Government unveils NEG

Prime Minister Malcolm Turnbull.

Prime Minister Malcolm Turnbull.

The Australian Government has this week revealed its National Energy Guarantee (NEG) policy after ditching the recommended Clean Energy Target (CET).

The Turnbull Government will accept the recommendation of the Energy Security Board (ESB) for a new National Energy Guarantee to deliver more affordable and reliable electricity while meeting our international commitments.

“As our energy system transitions, we must ensure households and businesses have access to affordable and reliable power,” said the Prime Minister.

“The independent Energy Security Board advises the Guarantee will give certainty to investors and therefore encourage investment in all forms of power.

“This means electricity bills will be lower than currently forecast and lower than they would have been under a Clean Energy Target.”

The ESB estimates typical household bills will fall by an average of $110-$115 per year over the 2020-2030 period.

The Guarantee is made up of two parts that will require energy retailers across the National Electricity Market to deliver reliable and lower emissions generation each year:

  • A reliability guarantee will be set to deliver the right level of dispatchable energy (from ready-to-use sources such as coal, gas, pumped hydro and batteries) needed in each state. It will be set by the Australian Energy Market Commission (AEMC) and Australian Energy Market Operator (AEMO).
  • An emissions guarantee will be set to contribute to Australia’s international commitments. The level of the guarantee will be determined by the Commonwealth and enforced by the Australian Energy Regulator (AER).

The government says the NEG will lower electricity prices, make the system more reliable, encourage the right investment and reduce emissions without subsidies, taxes or trading schemes.

“It is truly technology-neutral, offering a future for investment in whatever technology the market needs - solar, wind, coal, gas, batteries or pumped storage,” said Mr Turnbull.

“Unlike previous approaches, we are not picking winners, we are levelling the playing field.
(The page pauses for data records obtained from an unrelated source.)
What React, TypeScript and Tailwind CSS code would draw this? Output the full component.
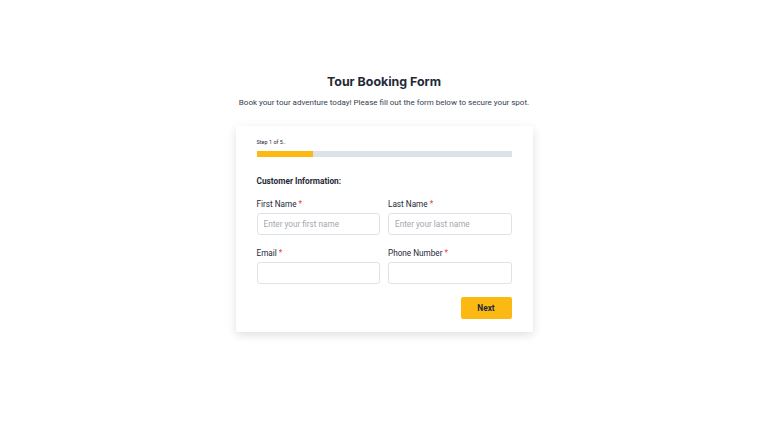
import React from "react";

const Field = ({ label, placeholder }: { label: string; placeholder?: string }) => (
  <div className="flex flex-col">
    <label className="text-[8.2px] leading-[12px] text-[#1f2937] mb-[3px]">
      {label} <span className="text-[#ef4444]">*</span>
    </label>
    <input
      className="h-[22px] w-full rounded-[3px] border border-[#dfe3e8] bg-white px-[6px] text-[8.2px] text-[#374151] placeholder:text-[#a3a8b0] outline-none"
      placeholder={placeholder}
    />
  </div>
);

export default function App() {
  return (
    <div
      className="min-h-[432px] w-full bg-white flex flex-col items-center pt-[73px]"
      style={{ fontFamily: "Roboto, 'Liberation Sans', sans-serif" }}
    >
      <h1
        className="text-[12.4px] leading-[18px] font-bold text-[#1f2937]"
        style={{ fontFamily: "Inter, 'Liberation Sans', sans-serif" }}
      >
        Tour Booking Form
      </h1>
      <p className="mt-[6px] text-[8px] leading-[12px] text-[#374151]">
        Book your tour adventure today! Please fill out the form below to secure your spot.
      </p>

      <div className="mt-[17px] w-[297px] bg-white rounded-[2px] shadow-[0_3px_10px_rgba(0,0,0,0.13)] px-[21px] pt-[12px] pb-[13px]">
        <div className="text-[5.5px] leading-[8px] text-[#1f2937]">Step 1 of 5..</div>
        <div className="mt-[5px] h-[6px] w-full bg-[#dce3e8]">
          <div className="h-full w-[22%] bg-[#fdb913]" />
        </div>

        <h2 className="mt-[18px] text-[8.3px] leading-[12px] font-bold text-[#1f2937]">
          Customer Information:
        </h2>

        <div className="mt-[11px] grid grid-cols-2 gap-x-[8px] gap-y-[12px]">
          <Field label="First Name" placeholder="Enter your first name" />
          <Field label="Last Name" placeholder="Enter your last name" />
          <Field label="Email" />
          <Field label="Phone Number" />
        </div>

        <div className="mt-[13px] flex justify-end">
          <button className="h-[22px] w-[51px] rounded-[2px] bg-[#fdb913] text-[8.3px] font-bold text-[#1f2937]">
            Next
          </button>
        </div>
      </div>
    </div>
  );
}
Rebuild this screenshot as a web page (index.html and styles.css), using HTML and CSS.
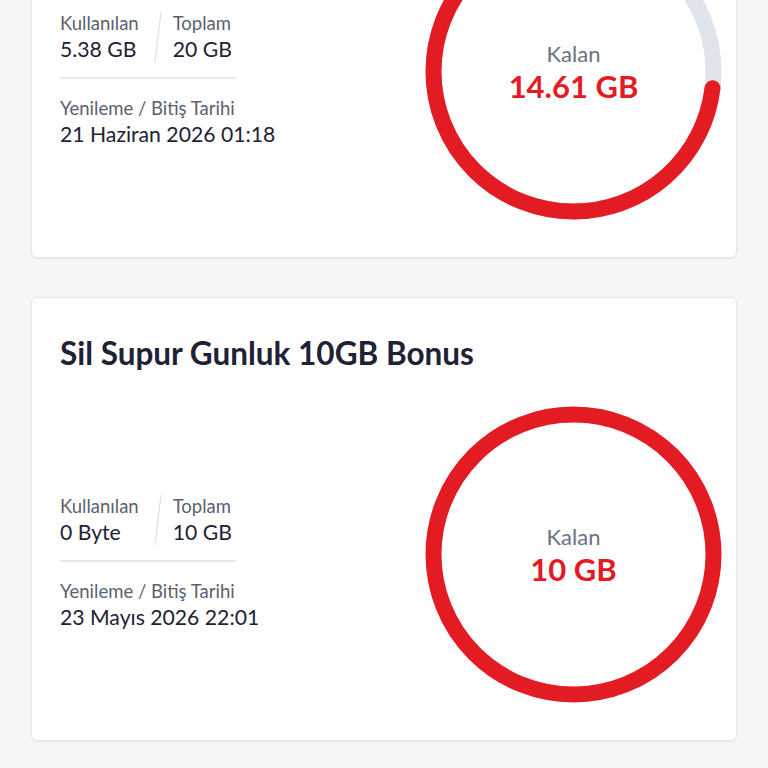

“Coal, gas, hydro and biomass will be rewarded for their dispatchability while wind, solar and hydro will be recognised as lower emissions technologies but will no longer be subsidised.

“Importantly, this plan builds on the Finkel Review, which recommended the creation of the ESB that has now recommended the National Energy Guarantee.

“The government will now work with the ESB and the states through COAG to implement the National Energy Guarantee.”

Industry response

The Australian Pipelines and Gas Association (APGA) welcomed the announcement of the NEG as a step forward.

APGA Chief Executive Officer Steve Davies said that while little detail was available, the policy proposal appeared to create a level playing field through balancing reliability of electricity supply with the requirement to lower carbon emissions.

“The policy outlined by the Federal Government today removes the market distortions that can be the result of subsidising certain sectors,” said Mr Davies.

“Some groups are quick to claim that renewables are already price competitive with more mature technologies.

“If that is indeed the case, then the expiry of the Renewable Energy Target should make little difference as price competition on a level playing field will guide investment decisions.”

Mr Davies said APGA would carefully examine the detail of the NEG with a view to comparing the likely outcomes with the CET recommended by Chief Scientist Alan Finkel.

“The Clean Energy Target was designed to ensure Australia would meet the lower carbon emissions targets it signed up to in the Paris agreement,” said Mr Davies.

“Any policy that fails to put Australia on that same track will be very confusing for investors as it sends mixed signals as to the real policy objectives of the government, and such a policy would be unlikely to receive the bipartisan support which underwrites the long-term investment decisions that are required in the energy sector.

“It’s important that the government and the Energy Security Board bring the energy industry together to discuss the development and implementation of this policy.

“And I’d encourage the government to involve the Opposition and minor parties in that process so that we can develop and agree on the long-term framework for energy policy in Australia.”